Snapshot from bp’s AGM 2026 | Credit: bp
🗳️ bp shareholders rejected two key resolutions at its AGM, including proposals to scale back climate-related disclosures and allow virtual-only meetings, with both failing to reach the required 75% approval. The vote follows pressure from activist group Follow This and institutional investors, who criticized bp’s recent strategy shift toward increased oil and gas investment. Shareholders effectively blocked efforts to remove earlier climate disclosure commitments, reinforcing expectations for transparency despite the company’s argument that newer regulatory frameworks make them redundant.

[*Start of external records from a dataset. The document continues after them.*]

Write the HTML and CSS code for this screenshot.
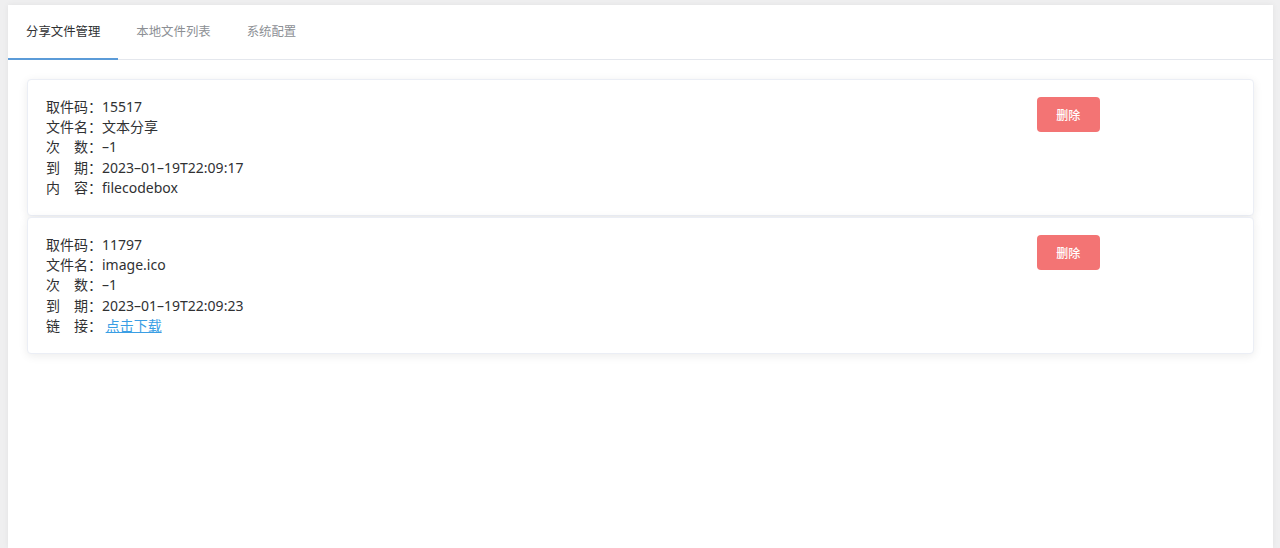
FILE: index.html
```html
<!DOCTYPE html>
<html lang="zh-CN">
<head>
<meta charset="utf-8">
<title>FileCodeBox 管理</title>
<link rel="stylesheet" href="styles.css">
</head>
<body>
<div class="panel">
  <div class="tabs">
    <div class="tab active">分享文件管理</div>
    <div class="tab">本地文件列表</div>
    <div class="tab">系统配置</div>
  </div>
  <div class="content">
    <div class="card">
      <div class="info">
        <div class="row">取件码：15517</div>
        <div class="row">文件名：文本分享</div>
        <div class="row">次　数：–1</div>
        <div class="row">到　期：2023–01–19T22:09:17</div>
        <div class="row">内　容：filecodebox</div>
      </div>
      <div class="actions"><button class="btn-danger">删除</button></div>
    </div>
    <div class="card">
      <div class="info">
        <div class="row">取件码：11797</div>
        <div class="row">文件名：image.ico</div>
        <div class="row">次　数：–1</div>
        <div class="row">到　期：2023–01–19T22:09:23</div>
        <div class="row">链　接： <a class="link" href="#">点击下载</a></div>
      </div>
      <div class="actions"><button class="btn-danger">删除</button></div>
    </div>
  </div>
</div>
</body>
</html>
```
FILE: styles.css
```css
html, body {
  margin: 0;
  padding: 0;
}
body {
  background: #efeff0;
  font-family: "Noto Sans", "Noto Sans CJK SC", sans-serif;
  color: #303133;
  height: 548px;
  overflow: hidden;
}
.panel {
  margin: 5px 7px 0 8px;
  background: #fff;
  min-height: 543px;
  box-shadow: 0 0 6px rgba(0, 0, 0, 0.06);
}
.tabs {
  display: flex;
  height: 54px;
  border-bottom: 1px solid #e4e7ed;
}
.tab {
  padding: 0 18px;
  font-size: 12.4px;
  line-height: 54px;
  color: #8c8f94;
  border-bottom: 2px solid transparent;
  margin-bottom: -1px;
}
.tab.active {
  color: #303133;
  border-bottom-color: #5b9bd8;
}
.content {
  padding: 19px 19px 0 19px;
}
.card {
  display: grid;
  grid-template-columns: 5fr 1fr;
  padding: 17px 18px;
  border: 1px solid #ebeef5;
  border-radius: 4px;
  box-shadow: 0 2px 10px rgba(0, 0, 0, 0.08);
  background: #fff;
  margin-bottom: 1px;
}
.info {
  font-size: 14px;
  line-height: 20.2px;
  color: #303133;
}
.link {
  color: #3a9ee4;
  text-decoration: underline;
}
.actions {
  display: flex;
  align-items: flex-start;
}
.btn-danger {
  width: 63px;
  height: 35px;
  border: none;
  border-radius: 4px;
  background: #f37474;
  color: #fff;
  font-family: "Noto Sans", "Noto Sans CJK SC", sans-serif;
  font-size: 12px;
  font-weight: 500;
  padding: 0;
}
```
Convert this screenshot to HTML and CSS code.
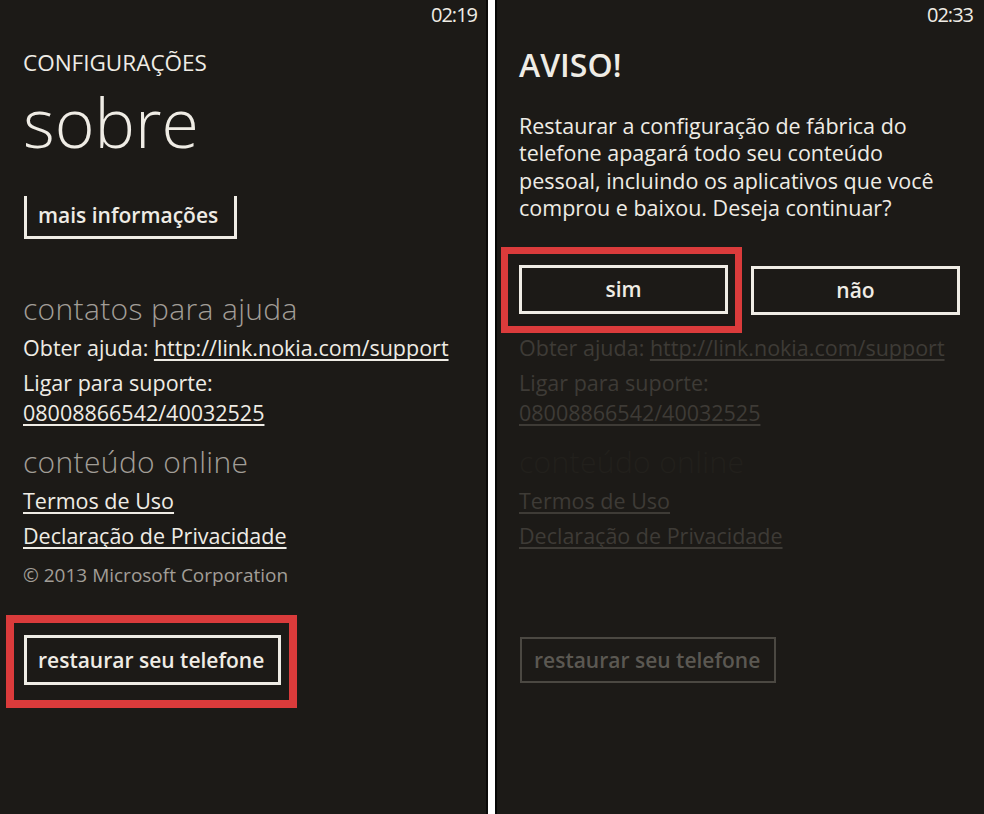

🇪🇺 The EU, alongside financial partners, launched the Global Green Bond Initiative Fund, aiming to mobilize up to €20 billion in private capital for sustainable infrastructure projects in low and middle-income countries. Managed by Amundi, the fund will allocate at least 20% to the least developed countries and focus on both euro-denominated and local currency green bonds, supporting climate goals while strengthening local capital markets and the international role of the euro.
🏦 A group of institutional investors asked the UK’s Financial Reporting Council to review HSBC’s 2025 accounts and audit, raising concerns that the bank may not be adequately reflecting climate-related risks. They also flagged limited transparency on how PwC assessed these risks in its audit. Investors argue HSBC’s view of minimal short to medium-term climate impact may be overly optimistic given exposure to physical and transition risks, warning that insufficient disclosure and accounting could put capital at risk.
⚛️ X-energy raised over $1 billion in its IPO to scale deployment of small modular reactors (SMRs), with strong demand pushing pricing above expectations. The company is developing advanced nuclear projects with partners including Amazon, Dow and Centrica, targeting over 11 GW of capacity, as SMRs gain traction as a carbon-free solution for rising energy demand from industry and data centers.
🌱 The World Bank raised $120 million through a “Spekboom Restoration Outcome Bond” to fund ecosystem restoration and job creation in South Africa, backed by an Amazon carbon credit offtake deal. The bond offers principal protection with returns linked to carbon credit revenues and project performance, supporting a 50,000-hectare restoration initiative expected to create around 11,000 jobs while leveraging private capital and aligning investor returns with environmental outcomes.
M&A
🔋 Allianz Global Investors acquired a 51% stake in German battery storage platform GESI, expanding its investments in large-scale energy storage. GESI is developing major projects with 2.6 GW grid capacity, set to be operational by 2029, helping integrate renewables and reduce curtailment. The deal marks AllianzGI’s second recent storage investment, reinforcing its focus on grid stability and energy system resilience.
🌱 Mangrove Systems acquired operating assets from Grain Ecosystem to expand its biochar-focused carbon removal platform. The deal brings Grain’s customer base onto Mangrove’s dMRV system, offering AI-driven carbon accounting, reporting, and certification support. The move strengthens Mangrove’s position in the growing biochar market, a scalable carbon removal solution with long-term storage and agricultural benefits.
Startup funding rounds
⚡ Decade Energy raised €22 million to scale its electric truck infrastructure platform and expand across Europe. The company provides integrated energy solutions for logistics depots, including charging, battery storage, and optimization software, addressing power access bottlenecks in fleet electrification.
⚡️ Exergy3 raised £10 million to scale its technology that converts surplus renewable electricity into high-temperature industrial heat. The system captures excess power, such as curtailed wind and stores it as heat up to 1,200°C, enabling low-carbon, cost-efficient energy for industry. Funding will support manufacturing scale-up, team expansion, and broader deployment across industrial sites.